On October 4th, I turned 19. As weird as it sounds, I truly don’t feel 19. I feel like I should maybe be turning about 12 and enjoying my 6th grade year. Time always goes by so, so fast that I wonder what time is actually supposed to feel like. I am pretty sure that its normal pace is just fast because it hardly ever feels slow. As I was thinking about how long I have been on this Earth, I began to reflect on my life. As crazy as it sounds, I began to ask myself if I had done enough. So far, have I done enough for God’s glory? Have I done enough in serving him?
This is also a question I have been asking myself pretty frequently this year as I have become more in charge of what I am involved with, who I hang out with, and what I do with this year that God has given me. I felt the Lord telling me that I have been thinking about this question all wrong. It is not about what I have done, it is about what the Lord is doing through me. He is teaching me more and more to seek his guidance in every action. He sets up my schedule and my appointments. I just have to listen to him.
God also reminded me that if I think this way, I am forgetting about the salvation I have through Jesus. I can’t earn his love. He already loves me through nothing that I have done. Thank goodness because I will never be able to do enough. In Christ, I have the freedom to relax and not worry about everything I do because He is enough. I simply have to rest in his love.
Rest – that is something else I have been thinking a lot about. In my birthday reflection, I felt God telling me that my schedule was very full with lots of awesome activities he had lined up for me in this wonderful country. It was necessary that I stop adding things on my plate because in His word, God tells me:
Whatever you do, work at it with all your heart, as working for the Lord, not for human masters. Colossians 3:23
I have to remember that I am human, and it is impossible for me to work at EVERYTHING with all my heart. The Lord will give me discernment on what activities to say yes to and what activities to say no to. As a human, I require rest in order to serve God to the absolute best of my ability.

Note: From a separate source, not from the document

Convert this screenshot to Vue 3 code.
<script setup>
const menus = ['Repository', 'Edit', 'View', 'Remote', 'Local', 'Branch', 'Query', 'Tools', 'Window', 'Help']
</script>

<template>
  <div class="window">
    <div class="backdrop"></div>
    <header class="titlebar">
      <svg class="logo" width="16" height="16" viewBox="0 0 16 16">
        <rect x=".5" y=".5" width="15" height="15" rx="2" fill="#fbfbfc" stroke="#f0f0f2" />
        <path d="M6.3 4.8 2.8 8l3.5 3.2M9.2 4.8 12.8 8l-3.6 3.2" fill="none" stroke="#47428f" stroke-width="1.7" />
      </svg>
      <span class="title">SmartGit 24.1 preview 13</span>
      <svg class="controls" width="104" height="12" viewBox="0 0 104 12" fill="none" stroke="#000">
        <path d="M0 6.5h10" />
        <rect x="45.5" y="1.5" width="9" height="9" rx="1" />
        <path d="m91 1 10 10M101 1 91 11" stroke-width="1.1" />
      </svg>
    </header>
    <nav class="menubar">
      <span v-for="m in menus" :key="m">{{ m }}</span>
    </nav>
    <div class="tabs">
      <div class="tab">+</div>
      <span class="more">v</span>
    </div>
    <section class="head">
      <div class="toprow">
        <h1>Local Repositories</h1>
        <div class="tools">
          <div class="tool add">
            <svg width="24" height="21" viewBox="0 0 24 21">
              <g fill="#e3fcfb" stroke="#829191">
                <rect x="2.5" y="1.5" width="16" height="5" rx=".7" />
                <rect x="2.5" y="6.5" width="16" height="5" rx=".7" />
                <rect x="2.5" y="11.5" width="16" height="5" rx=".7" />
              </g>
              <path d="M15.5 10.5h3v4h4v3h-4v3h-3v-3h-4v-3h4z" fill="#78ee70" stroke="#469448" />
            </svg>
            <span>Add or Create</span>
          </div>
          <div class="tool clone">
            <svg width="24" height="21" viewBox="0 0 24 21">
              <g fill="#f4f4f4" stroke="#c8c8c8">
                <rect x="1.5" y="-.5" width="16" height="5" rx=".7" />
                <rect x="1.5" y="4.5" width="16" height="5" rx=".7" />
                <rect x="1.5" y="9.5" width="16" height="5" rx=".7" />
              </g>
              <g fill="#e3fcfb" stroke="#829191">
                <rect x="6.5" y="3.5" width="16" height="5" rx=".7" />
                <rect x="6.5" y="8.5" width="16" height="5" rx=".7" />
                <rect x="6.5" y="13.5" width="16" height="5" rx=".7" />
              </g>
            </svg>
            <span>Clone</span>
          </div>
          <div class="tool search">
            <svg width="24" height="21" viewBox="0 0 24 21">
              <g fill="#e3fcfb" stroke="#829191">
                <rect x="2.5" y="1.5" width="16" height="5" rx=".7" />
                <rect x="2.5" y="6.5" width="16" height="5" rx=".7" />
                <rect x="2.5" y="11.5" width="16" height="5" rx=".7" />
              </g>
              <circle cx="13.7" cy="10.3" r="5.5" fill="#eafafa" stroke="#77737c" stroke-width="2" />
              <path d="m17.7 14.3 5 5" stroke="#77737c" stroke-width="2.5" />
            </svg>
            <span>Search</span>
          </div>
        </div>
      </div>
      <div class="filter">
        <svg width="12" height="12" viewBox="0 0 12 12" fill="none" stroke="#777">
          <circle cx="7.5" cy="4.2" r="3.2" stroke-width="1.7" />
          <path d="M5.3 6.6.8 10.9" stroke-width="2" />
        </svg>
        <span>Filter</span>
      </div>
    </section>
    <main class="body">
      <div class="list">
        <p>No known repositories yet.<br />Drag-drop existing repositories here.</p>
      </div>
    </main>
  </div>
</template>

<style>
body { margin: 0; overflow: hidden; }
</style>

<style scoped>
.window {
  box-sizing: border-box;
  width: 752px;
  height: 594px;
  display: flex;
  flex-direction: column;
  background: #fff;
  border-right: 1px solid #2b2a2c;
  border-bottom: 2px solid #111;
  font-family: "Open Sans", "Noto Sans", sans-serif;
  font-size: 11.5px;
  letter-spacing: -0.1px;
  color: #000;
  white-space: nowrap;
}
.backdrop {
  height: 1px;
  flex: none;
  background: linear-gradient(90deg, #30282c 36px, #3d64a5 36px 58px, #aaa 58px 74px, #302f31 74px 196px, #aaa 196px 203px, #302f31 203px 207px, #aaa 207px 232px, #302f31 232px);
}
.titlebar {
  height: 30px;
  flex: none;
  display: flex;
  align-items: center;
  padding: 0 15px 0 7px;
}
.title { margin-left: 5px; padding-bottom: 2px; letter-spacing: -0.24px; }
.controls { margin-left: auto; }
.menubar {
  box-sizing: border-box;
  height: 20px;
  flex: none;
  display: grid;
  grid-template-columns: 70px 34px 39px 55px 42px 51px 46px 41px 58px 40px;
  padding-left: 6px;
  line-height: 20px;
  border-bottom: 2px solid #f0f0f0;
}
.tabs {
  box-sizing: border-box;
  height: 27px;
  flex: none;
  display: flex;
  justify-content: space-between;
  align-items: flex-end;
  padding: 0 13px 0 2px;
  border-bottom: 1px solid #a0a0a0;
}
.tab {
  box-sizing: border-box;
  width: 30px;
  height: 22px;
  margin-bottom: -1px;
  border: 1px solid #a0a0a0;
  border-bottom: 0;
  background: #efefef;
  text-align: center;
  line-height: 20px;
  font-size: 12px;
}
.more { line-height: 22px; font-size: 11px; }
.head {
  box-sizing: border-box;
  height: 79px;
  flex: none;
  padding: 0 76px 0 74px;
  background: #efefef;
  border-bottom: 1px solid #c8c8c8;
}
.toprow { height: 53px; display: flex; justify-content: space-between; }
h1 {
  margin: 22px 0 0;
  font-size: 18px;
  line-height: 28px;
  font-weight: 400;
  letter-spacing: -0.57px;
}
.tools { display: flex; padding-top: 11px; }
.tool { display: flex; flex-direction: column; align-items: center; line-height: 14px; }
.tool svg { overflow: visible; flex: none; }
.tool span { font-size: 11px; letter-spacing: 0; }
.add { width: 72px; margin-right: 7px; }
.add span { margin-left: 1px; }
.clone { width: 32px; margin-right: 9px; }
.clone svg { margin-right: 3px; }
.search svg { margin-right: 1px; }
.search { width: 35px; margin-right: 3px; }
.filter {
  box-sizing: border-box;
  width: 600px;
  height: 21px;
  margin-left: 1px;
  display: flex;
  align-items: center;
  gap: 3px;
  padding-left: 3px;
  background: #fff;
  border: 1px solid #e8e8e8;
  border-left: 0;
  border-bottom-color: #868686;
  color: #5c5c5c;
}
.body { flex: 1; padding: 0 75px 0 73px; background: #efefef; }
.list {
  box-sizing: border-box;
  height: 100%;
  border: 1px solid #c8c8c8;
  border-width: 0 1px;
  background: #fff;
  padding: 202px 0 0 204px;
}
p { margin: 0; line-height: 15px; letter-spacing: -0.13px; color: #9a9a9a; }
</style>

Rest is never something that I have been good at. My personality is such that I feel guilty when I rest. I feel as if I could be out telling someone about Jesus or volunteering somewhere. I feel as if I am wasting time. However, my personality is also such that I require a fair bit of rest. I am an introverted extrovert, so while I love being with people – it makes me tired. It is important that we know these things about ourselves so we can take care of ourselves.
When thinking about rest, this song by Jamie Grace comes to mind. The chorus says:
Come to me when
You’re weary and
I’ll give you hope when you’re hurting
I’ll give you rest from your burden
This comes straight from Matthew 11:28-30.
Come to me, all you who are weary and burdened, and I will give you rest. Take my yoke upon you and learn from me, for I am gentle and humble in heart, and you will find rest for your souls. For my yoke is easy and my burden in light.
How wonderful is that?! Jesus is telling us to come to him, and we will I find rest. I shouldn’t feel as if resting is a waste of time because Jesus tells me to do so. God created us with the need to rest. In my rest, I am glorifying God because I am acknowledging that I am human and I am tired. I know there is no way I can make it through this life on my own. I am acknowledging that God is greater and he takes care of me. He gives me rest.
This is a continuous struggle for me. I know I need to rest, but I tend to keep pushing and end up completely exhausted. I am so thankful for the Lord’s grace and how he is teaching me to slow down and glorify him even in my rest. I am genuinely trying to make Sundays a true day of rest. I used to come home after church and scramble to get more things checked off the To-Do list. Now, I am trying to come home, take a nap, and then cuddle up on the couch and watch TV with my family or read a book. I am learning that even in those moments, God can be glorified. It is all about the state of my heart.
So, back to my question of “have I done enough?” God is teaching me that it doesn’t matter how much I do. It may not even what specific activity I am doing. What matters is how I do it. What matters is if I am loving people through every single situation the Lord puts me in and shining the light of Jesus.
So whether you eat or drink or whatever you do, do it all for the glory of God. 1 Corinthians 10:31
Whether I am working or resting or whatever I am doing, I will do it for the glory of God!